Je quittai Maï-Audlid dans l’après-midi, approvisionné d’eau pour vingt-quatre heures. La plaine de Cheb, où l’on s’engage en sortant du torrent, est un désert de quarante kilomètres de traversée, plat, nu, avec quelques bandes de sol cultivable utilisé par les Menza ou par des fractions de tribus nomades du nord. Ces Nubiens, qui passent pour indolens et stupides, ont tiré parti avec une activité vraiment remarquable des rares portions de terre arable que la nature leur a laissées. Si jamais on vient à dresser la carte agronomique de ces régions, le signe qui indiquera les terres cultivables n’y apparaîtra que de loin en loin, presque toujours dans des dépressions où quelque agent physique aura produit le dépôt d’un peu d’humus alluvionnel. Ces terrains sont tous très friables, d’un brun clair qui passe au rouge brique dans le voisinage des roches ferrugineuses ; bien que peu meubles en apparence, ils ont une force productive due évidemment à une action atmosphérique supérieure à celle de nos climats. Le nomade y sème sa doura par un procédé fort élémentaire et qui mérite d’être décrit.
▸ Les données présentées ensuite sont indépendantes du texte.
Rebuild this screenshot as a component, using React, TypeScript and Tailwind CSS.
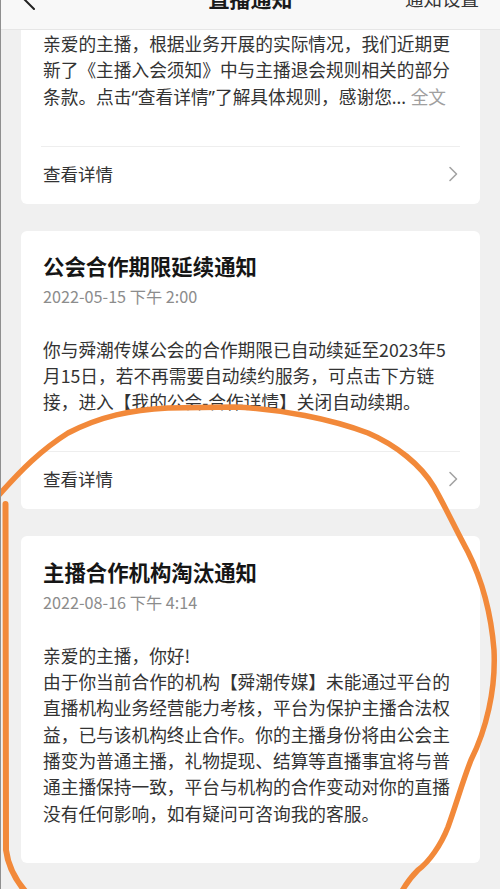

Quand les premières pluies (celles que l’on appelle l’arrosage) ont préparé le terrain, le semeur, armé d’une sorte de pieu effilé, creuse à des distances égales des trous d’un pied de profondeur ; sa femme, qui

  1. Ce mot abyssin a désigné primitivement, a ce qu’il parait, un roi de second ordre ; aujourd’hui le kantiba est seulement un maire de village nommé par le négus et différent du tchèka, maire choisi par les habitans.